((

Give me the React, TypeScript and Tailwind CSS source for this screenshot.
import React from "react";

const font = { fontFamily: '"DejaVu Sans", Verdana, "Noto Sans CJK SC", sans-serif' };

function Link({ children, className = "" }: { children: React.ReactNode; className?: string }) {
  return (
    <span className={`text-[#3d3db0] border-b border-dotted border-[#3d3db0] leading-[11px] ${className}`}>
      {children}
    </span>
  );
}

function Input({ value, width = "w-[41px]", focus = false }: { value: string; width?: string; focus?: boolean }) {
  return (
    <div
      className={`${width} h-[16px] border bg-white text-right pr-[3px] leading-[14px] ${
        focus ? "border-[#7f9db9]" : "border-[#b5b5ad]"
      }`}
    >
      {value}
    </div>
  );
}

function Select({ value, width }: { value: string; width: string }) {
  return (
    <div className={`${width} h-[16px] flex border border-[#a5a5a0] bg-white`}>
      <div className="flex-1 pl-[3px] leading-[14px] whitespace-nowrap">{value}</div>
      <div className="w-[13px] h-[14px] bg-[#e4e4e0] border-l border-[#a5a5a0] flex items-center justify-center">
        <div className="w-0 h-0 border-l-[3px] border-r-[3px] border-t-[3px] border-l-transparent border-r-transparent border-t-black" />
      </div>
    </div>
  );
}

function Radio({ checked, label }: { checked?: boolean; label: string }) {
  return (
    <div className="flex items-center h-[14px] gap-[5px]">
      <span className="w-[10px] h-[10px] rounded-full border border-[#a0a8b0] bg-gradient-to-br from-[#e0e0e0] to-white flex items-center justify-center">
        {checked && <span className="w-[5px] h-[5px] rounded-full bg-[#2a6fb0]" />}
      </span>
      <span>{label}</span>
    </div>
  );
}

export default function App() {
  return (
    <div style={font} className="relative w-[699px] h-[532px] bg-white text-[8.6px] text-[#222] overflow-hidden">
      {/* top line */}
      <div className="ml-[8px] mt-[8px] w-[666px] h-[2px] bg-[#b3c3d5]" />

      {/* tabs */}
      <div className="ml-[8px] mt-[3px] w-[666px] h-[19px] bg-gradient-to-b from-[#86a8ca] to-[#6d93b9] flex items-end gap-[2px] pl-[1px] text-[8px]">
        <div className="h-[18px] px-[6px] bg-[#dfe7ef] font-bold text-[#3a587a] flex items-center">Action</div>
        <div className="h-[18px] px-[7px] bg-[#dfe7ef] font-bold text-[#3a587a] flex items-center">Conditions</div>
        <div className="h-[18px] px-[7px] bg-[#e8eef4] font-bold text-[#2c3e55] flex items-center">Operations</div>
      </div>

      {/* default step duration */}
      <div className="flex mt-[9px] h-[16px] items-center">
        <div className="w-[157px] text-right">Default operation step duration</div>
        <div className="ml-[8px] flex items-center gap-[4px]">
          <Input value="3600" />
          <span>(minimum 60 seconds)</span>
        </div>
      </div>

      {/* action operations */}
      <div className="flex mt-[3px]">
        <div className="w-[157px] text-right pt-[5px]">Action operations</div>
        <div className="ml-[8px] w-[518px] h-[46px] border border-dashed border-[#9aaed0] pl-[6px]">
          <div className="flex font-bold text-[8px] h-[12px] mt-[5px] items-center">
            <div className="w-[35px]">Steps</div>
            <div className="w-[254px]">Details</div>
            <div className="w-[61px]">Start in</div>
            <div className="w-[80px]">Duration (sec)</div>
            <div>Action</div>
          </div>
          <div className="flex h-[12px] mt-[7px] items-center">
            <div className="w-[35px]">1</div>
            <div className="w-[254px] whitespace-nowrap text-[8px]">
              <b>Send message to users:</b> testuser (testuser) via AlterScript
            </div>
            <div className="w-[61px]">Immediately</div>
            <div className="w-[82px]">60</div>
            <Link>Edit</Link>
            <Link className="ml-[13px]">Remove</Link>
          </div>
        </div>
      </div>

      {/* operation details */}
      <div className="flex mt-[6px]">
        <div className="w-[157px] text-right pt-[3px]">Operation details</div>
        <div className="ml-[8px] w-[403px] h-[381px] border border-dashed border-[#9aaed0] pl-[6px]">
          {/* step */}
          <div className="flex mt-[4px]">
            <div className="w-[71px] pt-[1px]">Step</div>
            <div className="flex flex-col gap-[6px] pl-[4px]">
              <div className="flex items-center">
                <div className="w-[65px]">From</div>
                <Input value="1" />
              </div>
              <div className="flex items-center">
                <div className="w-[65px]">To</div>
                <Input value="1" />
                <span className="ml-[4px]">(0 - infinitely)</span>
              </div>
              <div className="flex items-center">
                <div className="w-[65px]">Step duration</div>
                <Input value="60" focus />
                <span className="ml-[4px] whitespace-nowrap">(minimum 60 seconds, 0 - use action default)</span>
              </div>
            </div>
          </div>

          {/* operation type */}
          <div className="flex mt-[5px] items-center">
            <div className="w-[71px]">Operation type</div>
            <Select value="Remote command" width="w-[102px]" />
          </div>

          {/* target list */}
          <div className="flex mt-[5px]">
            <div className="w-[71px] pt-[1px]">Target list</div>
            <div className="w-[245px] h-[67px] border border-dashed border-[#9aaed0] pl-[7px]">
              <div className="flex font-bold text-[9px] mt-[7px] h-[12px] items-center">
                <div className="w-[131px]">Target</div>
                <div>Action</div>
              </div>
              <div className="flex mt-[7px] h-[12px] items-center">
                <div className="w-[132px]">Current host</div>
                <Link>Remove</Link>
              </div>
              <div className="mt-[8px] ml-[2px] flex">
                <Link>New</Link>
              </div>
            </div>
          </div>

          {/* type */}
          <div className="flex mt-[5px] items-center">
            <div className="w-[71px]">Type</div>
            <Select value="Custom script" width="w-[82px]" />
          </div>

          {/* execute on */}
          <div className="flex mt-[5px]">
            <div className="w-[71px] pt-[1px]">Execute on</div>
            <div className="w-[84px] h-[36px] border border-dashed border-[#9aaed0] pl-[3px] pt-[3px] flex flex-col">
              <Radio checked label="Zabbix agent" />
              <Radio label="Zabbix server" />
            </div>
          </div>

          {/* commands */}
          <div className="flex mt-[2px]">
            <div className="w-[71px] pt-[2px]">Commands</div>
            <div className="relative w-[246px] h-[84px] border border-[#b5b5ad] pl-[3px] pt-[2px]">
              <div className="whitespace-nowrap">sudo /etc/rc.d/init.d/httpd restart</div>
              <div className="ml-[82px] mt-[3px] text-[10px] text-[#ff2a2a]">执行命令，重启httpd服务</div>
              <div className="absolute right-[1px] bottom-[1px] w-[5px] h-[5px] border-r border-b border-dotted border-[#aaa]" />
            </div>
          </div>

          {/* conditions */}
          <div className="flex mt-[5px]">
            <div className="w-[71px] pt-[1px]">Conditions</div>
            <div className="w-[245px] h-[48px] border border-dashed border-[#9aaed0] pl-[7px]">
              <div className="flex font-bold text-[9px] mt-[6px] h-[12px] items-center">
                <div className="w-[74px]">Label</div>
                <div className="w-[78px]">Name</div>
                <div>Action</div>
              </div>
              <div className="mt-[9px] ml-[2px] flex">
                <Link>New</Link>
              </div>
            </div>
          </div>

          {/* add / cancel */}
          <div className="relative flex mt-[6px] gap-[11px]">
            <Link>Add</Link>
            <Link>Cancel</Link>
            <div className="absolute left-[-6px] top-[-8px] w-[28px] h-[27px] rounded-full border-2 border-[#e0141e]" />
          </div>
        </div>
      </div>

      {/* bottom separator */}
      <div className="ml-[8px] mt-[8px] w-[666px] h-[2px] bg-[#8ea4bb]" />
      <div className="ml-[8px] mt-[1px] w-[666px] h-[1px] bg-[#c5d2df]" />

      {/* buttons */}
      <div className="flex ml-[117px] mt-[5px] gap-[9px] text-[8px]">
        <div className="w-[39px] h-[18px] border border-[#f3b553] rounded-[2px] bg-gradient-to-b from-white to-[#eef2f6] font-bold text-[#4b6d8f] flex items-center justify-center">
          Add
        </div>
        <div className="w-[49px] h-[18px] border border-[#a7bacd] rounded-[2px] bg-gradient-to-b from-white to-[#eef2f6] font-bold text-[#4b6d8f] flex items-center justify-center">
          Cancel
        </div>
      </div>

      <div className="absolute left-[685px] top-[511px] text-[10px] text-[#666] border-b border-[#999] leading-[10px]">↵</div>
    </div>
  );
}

))

Copy out each line of the listing that holds "React".

Give me the React, TypeScript and Tailwind CSS source for this screenshot.
import React from "react";
function Link({ children, className = "" }: { children: React.ReactNode; className?: string }) {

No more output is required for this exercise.